Sunday, February 22, 2009

Price and the Second Highest Bidder

76. Price and the Second Highest Bidder

"Originally published in Ceramics Monthly (http://www.ceramicsmonthly.org), SEPTEMBER, 2003, PAGE 128. Reproduced with permission. Copyright, the Ceramic Publications Company"

When a person tries to sell a car by parking it in some prominent roadside spot with a ‘For Sale’ sign in the window they’re running a sort of “Dutch auction.” That’s a European auction format in which the auctioneer starts with a fairly high price and works slowly downward until someone says, “Yes!” By waiting to respond, you’re gambling that no one else will buy it first. If you correctly ‘read’ the other bidders and the seller’s willingness to continue lowering the price, you can get the sale item fairly cheaply. But, of course, with a car parked along a busy highway you don’t know who the other potential buyers might be and you’d have to make a special effort to meet the seller.

In a classic American style auction, the price starts low and, with all the potential buyers present, the auctioneer tries to persuade people to offer greater and greater sums of money, however much it will take, to win away the item being sold (within the limited time period of the auction). Auctions in this style thrive on the emotions and natural competitiveness of the bidders. In the heat of the moment prices may rise far above any normal, reasonable level through an unreasoning desire to possess. The seller loves this.
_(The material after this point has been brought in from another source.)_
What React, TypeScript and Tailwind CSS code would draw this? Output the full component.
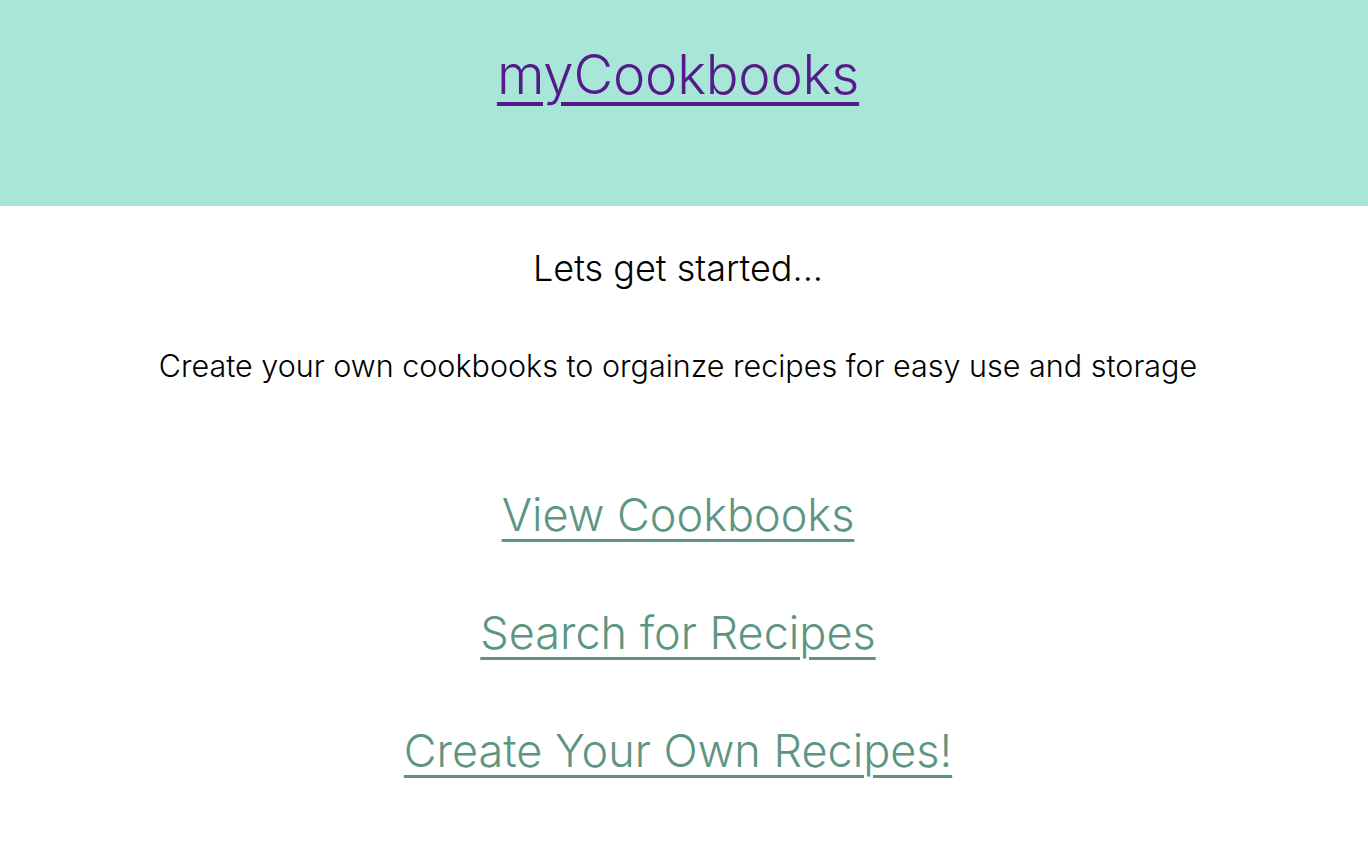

On the other hand, unlike the ‘Dutch’ format which only requires a seller, a buyer, and an imagined second potential buyer, the American format is absolutely dependent on the activity level of the second bidder. It is the second bidder (or third, or fourth) who drives up the final price by repeatedly attempting (through higher bids) to become the winning bidder. The final winning bid is not set so much by the winning bidder’s willingness to pay as by the second bidder’s ultimate unwillingness to pay more. If the second bidder gives up early, the winning bidder gets a bargain and the seller loses out.
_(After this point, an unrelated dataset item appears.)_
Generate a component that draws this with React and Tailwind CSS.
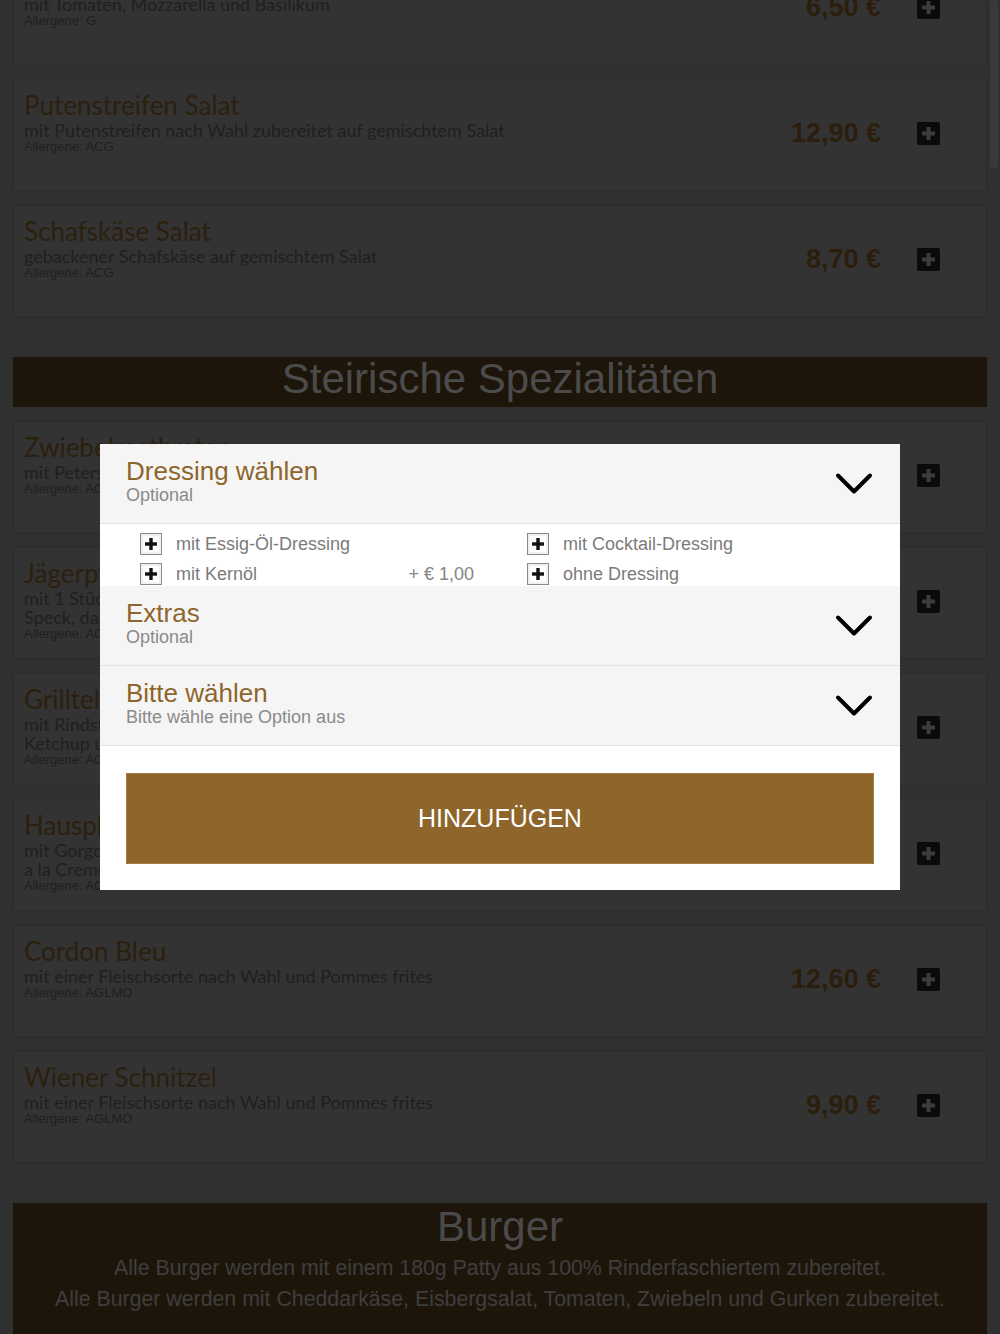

As an artist, particularly when setting your prices at a gallery (or when setting a reserve price at an auction) you are placing yourself in the role of the second highest bidder. For instance, your sculpture has been priced at five hundred dollars. In effect you would rather give up the object than turn down the money. But you would rather keep the object than sell it for less than five hundred dollars. If the customer is unwilling, or unable, to pay the full five hundred dollars they will not be the winning bidder and will not go home with the sculpture. You, in effect, will be the winning bidder, and you get to go home with the sculpture.

I mention all this because I have several times heard stories of artists who didn’t really want to sell particular works of art and so, put what they thought were outrageous prices on them and had them sell anyway. In effect, they were outbid for ownership of the object even when their final bid seemed ridiculously high. The thing is, if this happens to you, you can not whine about it later. You determined what the winning bid would be. It’s up to you to appropriately appreciate getting the money.

The reverse also holds true. If the price is set too high and no one buys the object you have, in effect, made yourself the winning bidder. You may not have shown the piece in its best light or to the right group of potential bidders but, today at least, you won. You get to keep the object.

Tomorrow you may decide that it’s not worth as much as you previously imagined, and you’ll be free to lower the price (or raise it even higher if the mood strikes you). But never lower it to the point where you’ll feel cheated if it sells. Once it sells all you have are memories and money. You don’t want to have the world’s greatest collection of your own stuff but neither should you feel unhappy to be the second highest bidder. As an artist, being the second highest bidder is how you sell your work. Learn to be cheerful in the role, and good luck at the auction.


“Every person who gets a piece of art cheap is another person who thinks art is worthless.” -- Rudy Autio

4 comments:

ReversedCircle said...

While I was in Moscow, I bought a painting called "Bauker" (The Biker) outside the Tretyakov Modern Art Gallery. I was told beforehand the painter won't accept a price that is too low. I managed to talk him down from $800 to $300 and I felt bad about it, because I could see he needed the dough. The painting was well worth $800. At the time I just didn't have the cash on me. Artist to artist, I still think of it as having a permanent black mark on my soul for that.

Larry M. Brow said...

I'd say you paid what you could, and didn't just walk away. And who knows what good the $300 did in his life that day? The hardest part in haggling over art is not being disrespectful. If I ever lower my price I don't want it to be because you convinced me that the object just wasn't good enough to justify the original price.

French Fancy... said...

It must be so hard setting a price on one's work. Even more so in the current climate. Oh jeez, I've gone all doom and gloom again.

Larry M. Brow said...

FF,

I think the secret (to avoiding the doom and gloom) is to not absolutely need the money. Easy to say, I know, but when people have only one source of income they are inherently vulnerable. Also, needing too much makes you vulnerable. Perhaps irrationally, I'm currently feeling low key.

It is hard setting a price, though, when it makes you look like a delusional egotist. You want HOW much? For THAT?